5.感情的なときほど低くゆっくりと抑える。
○自分の声が嫌だと思わないように
声質は、一人ひとり違うものですが、ある程度は先天的に決まっています。中には、自分の声が気に入らない、声を取り替えたい、という人もいるでしょう。でも、誰の声にも、その人なりの個性のよさがあるものです。それを見つけ、自分の声をより生かす方向で伸ばしていきましょう。
声は、その使い方で随分と印象が変わります。大切なのは、声そのものでなく、声を使った結果、相手に与える印象の方だということを忘れないでください。自分の声が嫌いであっても、周りの人はその声を聞いているのです。
まずあなた自身が、自分の声を好きになることが先決です。そして、自分のベストの声をつかみましょう。自分のベストの声とは、調子がよいときだけでなく、大事なときにいつも気にしなくてよい声です。自分にぴったりと合った、自然な声といえましょう。
○声とことばの響きをよくする
ここでは、声の感じをよくするための準備をします。
発声に関係する筋肉が硬直していては、声はうまく響きません。顔も同じです。日頃から大きく表情を動かしておきましょう。表情の豊かなことが、声の表現力を高めます。
○音声のイメージからやわらかくする
高低、緩急、強弱、声質、音量のイメージを自分で工夫してコントロールしましょう。
1.ものまね、模写、声色のまねをしてみる。
2.擬声態語を使う。これは、誇張して感じを出すとよいでしょう。 「グーッとよった」など。
3.わざとつくり声、甘えた鼻声にしてみる。
●硬い声をやわらかくするトレーニング
硬い声に聞こえる人、ゆっくりと「アー」と伸ばしたとき、「アッ」と硬い音が入る人は、声門を急な息がこじあけているのです。
1.「マメミムメモマモ」
2.「マメミモムミメモムマ」
●感情を入れて言うトレーニング
感情を込めて言ってみましょう。
1.「とても、うれしかったです。」
2.「でも、勇気づけられました。」
3.「とてもおいしいですね。」
4.「あのときは楽しかったです。」
●応用例文トレーニング
1.「承知いたしました」
2.「どうぞおかまいなく」
3.「ようこそおいでくださいました」
4.「お待ちしておりました」
5.「~いたしかねます」(わかりかねます)
6.「恐縮です」
7.「もったいないおことばです」
8.「皆さまのお力添えのおかげです」
9.「とんでもないことです」
○応対のことばのトレーニング
1.お待たせしまして本当に申し訳ございません
2.さしつかえなければ、私が承りますが・・・
恐れ入ります。

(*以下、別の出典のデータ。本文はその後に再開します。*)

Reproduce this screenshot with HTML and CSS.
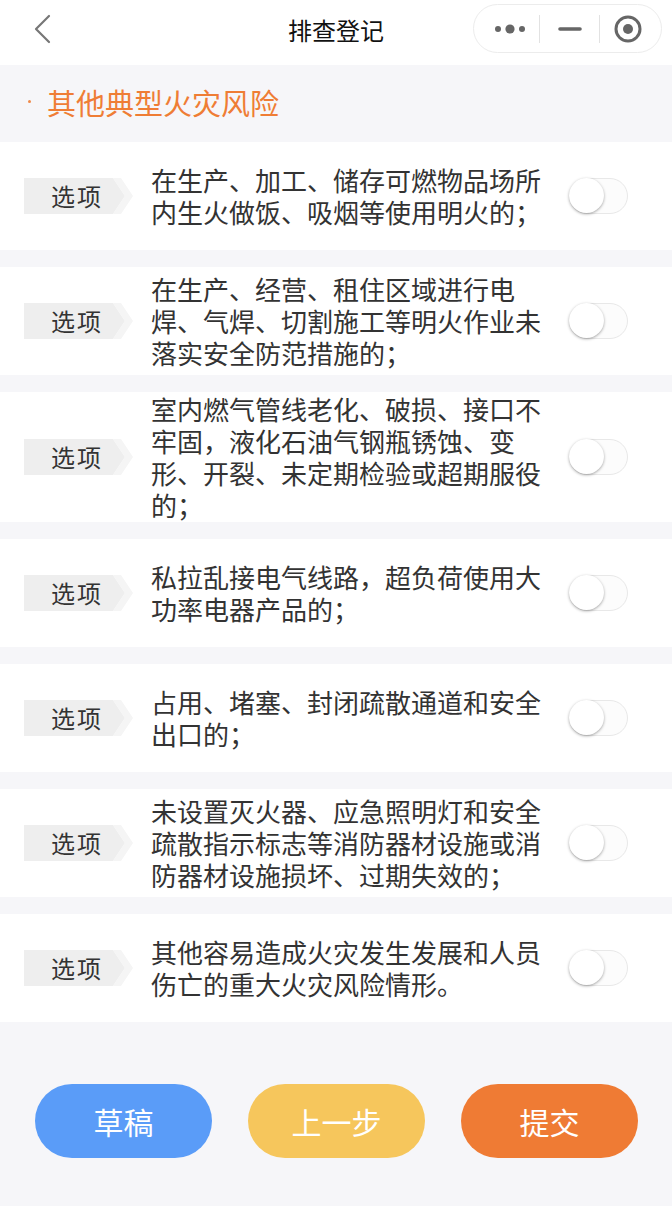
FILE: index.html
```html
<!DOCTYPE html>
<html lang="zh-CN">
<head>
<meta charset="utf-8">
<title>排查登记</title>
<link rel="stylesheet" href="styles.css">
</head>
<body>
<header class="nav">
  <div class="nav-left">
    <svg class="back" width="20" height="30" viewBox="0 0 20 30"><polyline points="16,2 3,15 16,28" fill="none" stroke="#777" stroke-width="2.2" stroke-linecap="round" stroke-linejoin="round"/></svg>
  </div>
  <div class="nav-title">排查登记</div>
  <div class="nav-right">
    <div class="capsule">
      <svg class="cap-icon" width="36" height="14" viewBox="0 0 36 14"><circle cx="6" cy="7" r="3" fill="#666"/><circle cx="18" cy="7" r="4.6" fill="#666"/><circle cx="30" cy="7" r="3" fill="#666"/></svg>
      <span class="cap-sep"></span>
      <svg class="cap-icon" width="24" height="14" viewBox="0 0 24 14"><line x1="2" y1="7" x2="22" y2="7" stroke="#666" stroke-width="3.6" stroke-linecap="round"/></svg>
      <span class="cap-sep"></span>
      <svg class="cap-icon" width="30" height="30" viewBox="0 0 30 30"><circle cx="15" cy="15" r="12" fill="none" stroke="#666" stroke-width="3"/><circle cx="15" cy="15" r="5" fill="#666"/></svg>
    </div>
  </div>
</header>

<section class="section-head"><span class="dot"></span><span class="section-title">其他典型火灾风险</span></section>

<main class="list">
  <div class="row">
    <div class="tag"><svg class="tag-bg" width="109" height="36" viewBox="0 0 109 36"><polygon points="0,0 89,0 101,18 89,36 0,36" fill="#eeeeee"/><polygon points="89,0 97,0 109,18 97,36 89,36 101,18" fill="#f5f5f5"/></svg><span class="tag-text">选项</span></div>
    <div class="text">在生产、加工、储存可燃物品场所内生火做饭、吸烟等使用明火的；</div>
    <div class="switch"><span class="knob"></span></div>
  </div>
  <div class="row">
    <div class="tag"><svg class="tag-bg" width="109" height="36" viewBox="0 0 109 36"><polygon points="0,0 89,0 101,18 89,36 0,36" fill="#eeeeee"/><polygon points="89,0 97,0 109,18 97,36 89,36 101,18" fill="#f5f5f5"/></svg><span class="tag-text">选项</span></div>
    <div class="text">在生产、经营、租住区域进行电焊、气焊、切割施工等明火作业未落实安全防范措施的；</div>
    <div class="switch"><span class="knob"></span></div>
  </div>
  <div class="row">
    <div class="tag"><svg class="tag-bg" width="109" height="36" viewBox="0 0 109 36"><polygon points="0,0 89,0 101,18 89,36 0,36" fill="#eeeeee"/><polygon points="89,0 97,0 109,18 97,36 89,36 101,18" fill="#f5f5f5"/></svg><span class="tag-text">选项</span></div>
    <div class="text">室内燃气管线老化、破损、接口不牢固，液化石油气钢瓶锈蚀、变形、开裂、未定期检验或超期服役的；</div>
    <div class="switch"><span class="knob"></span></div>
  </div>
  <div class="row">
    <div class="tag"><svg class="tag-bg" width="109" height="36" viewBox="0 0 109 36"><polygon points="0,0 89,0 101,18 89,36 0,36" fill="#eeeeee"/><polygon points="89,0 97,0 109,18 97,36 89,36 101,18" fill="#f5f5f5"/></svg><span class="tag-text">选项</span></div>
    <div class="text">私拉乱接电气线路，超负荷使用大功率电器产品的；</div>
    <div class="switch"><span class="knob"></span></div>
  </div>
  <div class="row">
    <div class="tag"><svg class="tag-bg" width="109" height="36" viewBox="0 0 109 36"><polygon points="0,0 89,0 101,18 89,36 0,36" fill="#eeeeee"/><polygon points="89,0 97,0 109,18 97,36 89,36 101,18" fill="#f5f5f5"/></svg><span class="tag-text">选项</span></div>
    <div class="text">占用、堵塞、封闭疏散通道和安全出口的；</div>
    <div class="switch"><span class="knob"></span></div>
  </div>
  <div class="row">
    <div class="tag"><svg class="tag-bg" width="109" height="36" viewBox="0 0 109 36"><polygon points="0,0 89,0 101,18 89,36 0,36" fill="#eeeeee"/><polygon points="89,0 97,0 109,18 97,36 89,36 101,18" fill="#f5f5f5"/></svg><span class="tag-text">选项</span></div>
    <div class="text">未设置灭火器、应急照明灯和安全疏散指示标志等消防器材设施或消防器材设施损坏、过期失效的；</div>
    <div class="switch"><span class="knob"></span></div>
  </div>
  <div class="row">
    <div class="tag"><svg class="tag-bg" width="109" height="36" viewBox="0 0 109 36"><polygon points="0,0 89,0 101,18 89,36 0,36" fill="#eeeeee"/><polygon points="89,0 97,0 109,18 97,36 89,36 101,18" fill="#f5f5f5"/></svg><span class="tag-text">选项</span></div>
    <div class="text">其他容易造成火灾发生发展和人员伤亡的重大火灾风险情形。</div>
    <div class="switch"><span class="knob"></span></div>
  </div>
</main>

<footer class="actions">
  <button class="btn btn-draft">草稿</button>
  <button class="btn btn-prev">上一步</button>
  <button class="btn btn-submit">提交</button>
</footer>
</body>
</html>
```

FILE: styles.css
```css
* { box-sizing: border-box; }
html, body {
  margin: 0;
  padding: 0;
  background: #f6f6f9;
  font-family: "Noto Sans CJK SC", "Noto Sans", sans-serif;
  color: #333;
}
.nav {
  height: 65px;
  background: #fff;
  display: grid;
  grid-template-columns: 1fr auto 1fr;
  align-items: start;
}
.nav-left {
  padding: 14px 0 0 33px;
}
.back { display: block; }
.nav-title {
  font-size: 24px;
  line-height: 30px;
  padding-top: 15px;
  color: #111;
}
.nav-right {
  display: flex;
  justify-content: flex-end;
  padding: 4px 10px 0 0;
}
.capsule {
  width: 189px;
  height: 49px;
  border: 1px solid #ececec;
  border-radius: 25px;
  background: #fff;
  display: flex;
  align-items: center;
  padding-left: 18px;
}
.cap-icon { display: block; }
.cap-sep {
  width: 1px;
  height: 28px;
  background: #e2e2e2;
}
.capsule .cap-sep:nth-of-type(1) { margin: 0 18px 0 11px; }
.capsule .cap-sep:nth-of-type(2) { margin: 0 13px 0 17px; }

.section-head {
  height: 77px;
  display: flex;
  align-items: center;
  padding: 0 0 4px 28px;
  color: #ef7d35;
}
.dot {
  width: 3px;
  height: 3px;
  border-radius: 50%;
  background: #ef8a4a;
  margin-right: 16px;
  flex: none;
}
.section-title {
  font-size: 29px;
  line-height: 36px;
}

.list {
  display: flex;
  flex-direction: column;
  gap: 17px;
}
.row {
  background: #fff;
  min-height: 108px;
  display: flex;
  align-items: center;
  padding: 1px 44px 1px 24px;
}
.tag {
  position: relative;
  width: 109px;
  height: 36px;
  flex: none;
  display: flex;
  align-items: center;
}
.tag-bg {
  position: absolute;
  left: 0;
  top: 0;
}
.tag-text {
  position: relative;
  font-size: 24px;
  line-height: 36px;
  letter-spacing: 2px;
  padding-left: 27px;
  color: #333;
}
.text {
  width: 394px;
  margin-left: 18px;
  font-size: 26px;
  line-height: 32px;
  color: #333;
}
.switch {
  margin-left: auto;
  width: 59px;
  height: 36px;
  flex: none;
  border: 1.5px solid #e8e8e8;
  border-radius: 18px;
  background: #fcfcfc;
  position: relative;
}
.knob {
  position: absolute;
  left: -1px;
  top: -1px;
  width: 35px;
  height: 35px;
  border-radius: 50%;
  background: #fff;
  box-shadow: 0 1px 3px rgba(0,0,0,0.35);
}

.actions {
  display: flex;
  justify-content: space-between;
  padding: 62px 34px 49px 35px;
}
.btn {
  width: 177px;
  height: 74px;
  border: none;
  border-radius: 37px;
  color: #fff;
  font-family: "Noto Sans CJK SC", "Noto Sans", sans-serif;
  font-size: 30px;
  padding: 0;
}
.btn-draft { background: #5a9cf8; }
.btn-prev { background: #f6c65c; }
.btn-submit { background: #ef7b34; }
```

ちょっと席をはずさせていただきます
お話中のところ、失礼ですが
なんのおかまいもできませんが
すっかりお引き止めしてしまって
お時間をさいていただいて恐縮です
本日は貴重な時間をありがとうございました
聞いていただいただけでも光栄です
○いたわるトレーニング
1.お疲れになりましたでしょう。
2.くれぐれもお大事になさってください。
3.とんだ災難でしたね。
4.ご心痛のほどお察しいたします。